WL#12788: Iterator executor analytics queries

Affects: Server-8.0   —   Status: Complete

Building on the work in WL#12074 and WL#12470, this worklog seeks to broaden 
the scope of the analytics queries the iterator executor can handle, by 
supporting window functions, rollup, and final deduplication (used on DISTINCT 
queries that can't deduplicate directly in the final temporary table).
No (new) functional requirements. All queries should remain the same. Even 
performance schema results should be the same. Some warnings may end up on 
different line numbers.

No (new) non-functional requirements. Performance should not regress.
The new features are:

Windowing functions: Two new iterators, WindowingIterator and 
BufferingWindowingIterator. These work pretty much like the existing aggregate 
iterators, except that the aggregates are windowing aggregates. They reuse most 
of the existing WF functions behind the scenes.
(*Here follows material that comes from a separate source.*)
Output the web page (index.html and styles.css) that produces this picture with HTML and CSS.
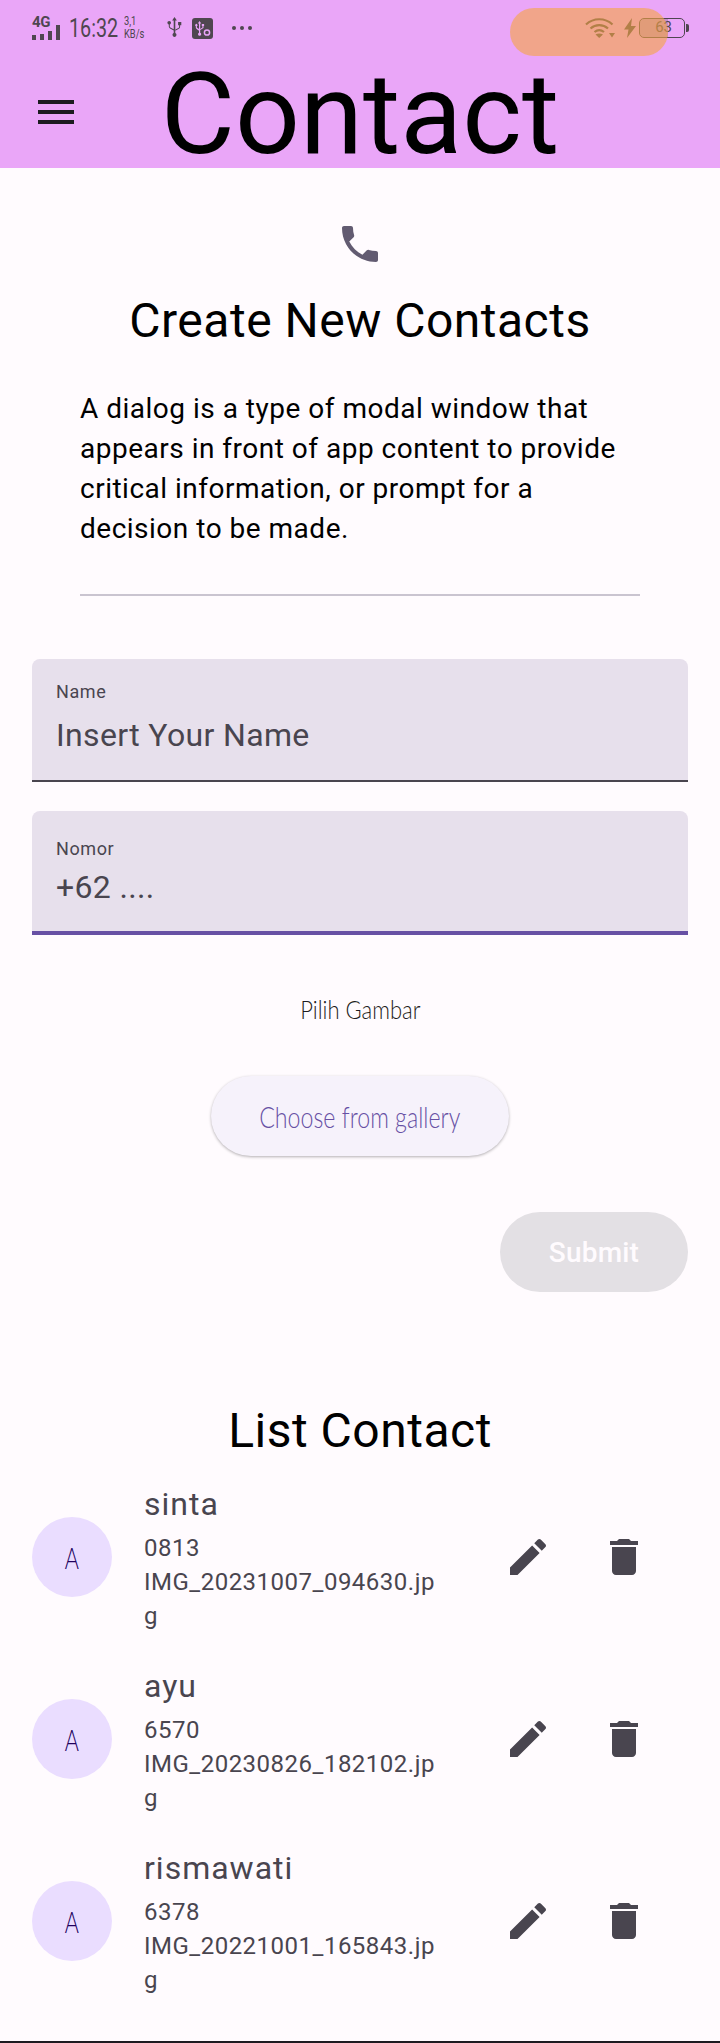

Rollup: The biggest challenge with rollup is that we need to replace the grouping 
items with NULLs in the rollup rows, even for non-nullable fields. In the old 
executor, which was push-based, this was solved by switching the field list when 
pushing the additional rows. With the current iterator design, which is pull-
based and has no explicit field list (arguably a shortcoming, but not one which 
is too easily fix), we cannot easily do this. Instead, we replace the field list 
with a set of Item_refs, which can then be pointed to different places when 
rollup rows are to be returned.

Final deduplication: Normally, deduplication (SELECT DISTINCT) happens by adding 
a unique index to the final temporary table. However, in the cases where we do 
aggregation directly into a temporary table, we cannot use such an index, since 
rows change during query execution and thus cannot be deduplicated on-the-fly. 
(E.g., consider SELECT DISTINCT COUNT(*) FROM t1 GROUP BY f1.) The old executor 
solves this by adding a post-pass that actually deletes rows from the temporary 
table; for small tables, it uses a hash table to deduplicate, but for larger 
ones, it uses an O(n^2) algorithm based on pairwise comparison, which is 
extremely slow. Neither fits very well in an iterator design, and thus, we 
replace this step by filesort, which is consistently O(n log n) with a small 
constant factor. Filesort needs to be extended with support for deduplicating 
rows, which is done as part of this work.

As part of this worklog, we are also finally removing the concept of execution 
stages (creating sort index, sorting for group, sorting for order, sorting 
result, removing duplicates); all of execution will now simply become 
"executing". Execution stages have not given out meaningful information for many, 
many years as execution has been overlapping, and with iterators, they overlap 
even more, so it is meaningless to say that we are doing one stage or the other.